TR Warszawa's performance of Festen (The Celebration) made me want to revisit the terrific Dogme film it is based on. Adapted for the stage by Thomas Vinterberg and Mogens Rukov, this world-renown Polish theater troupe delves into the murky waters of a family reunion where family secrets spill out in humorous and unsettling ways.
Christian's announcement is met with unexpected resistance by the guests and for a moment we are left to wonder about Christian: his motives and the truth. But like the persistent ghosts that haunt Macbeth, Christian fights on. With the help of the staff who have long known about his struggles, they conspire to keep the guests trapped at the hotel. Once Christian has a captive audience, he finds his voice and forces the family to hear him.
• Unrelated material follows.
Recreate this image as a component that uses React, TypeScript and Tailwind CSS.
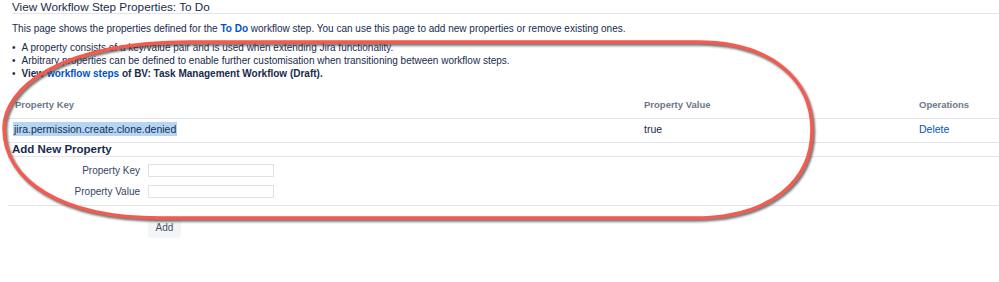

As with any theatrical performance with supertitles, it is a challenge
to take in the acting and staging when you are often forced to look in
one place for the dialogue. The play was largely staged in one central area which was helpful but when scenes took place on Stage Left it was hard to focus on the action when the supertitles were Stage Right.
I enjoyed Andrzej Chyra's performance as Christian. He brought sympathy and sweetness to a character who must be both adult man and child in his father's presence. Jan Peszek made Helge severe, stoic, and a frightening presence even if he was not a physically imposing man. I was less clear about Helene's character and emotional state throughout but that seemed to be a combination of confusing staging, vague writing and frenetic performance.
The adaptation is strongest with the central family story and weakest
with the subplots relating to the children's involvement with the
staff. Lack of time to development those plot strands or less specific
performances made that aspect of the play less effective. Was glad to get out of my theatrical comfort zone a bit and take in some truly international theater.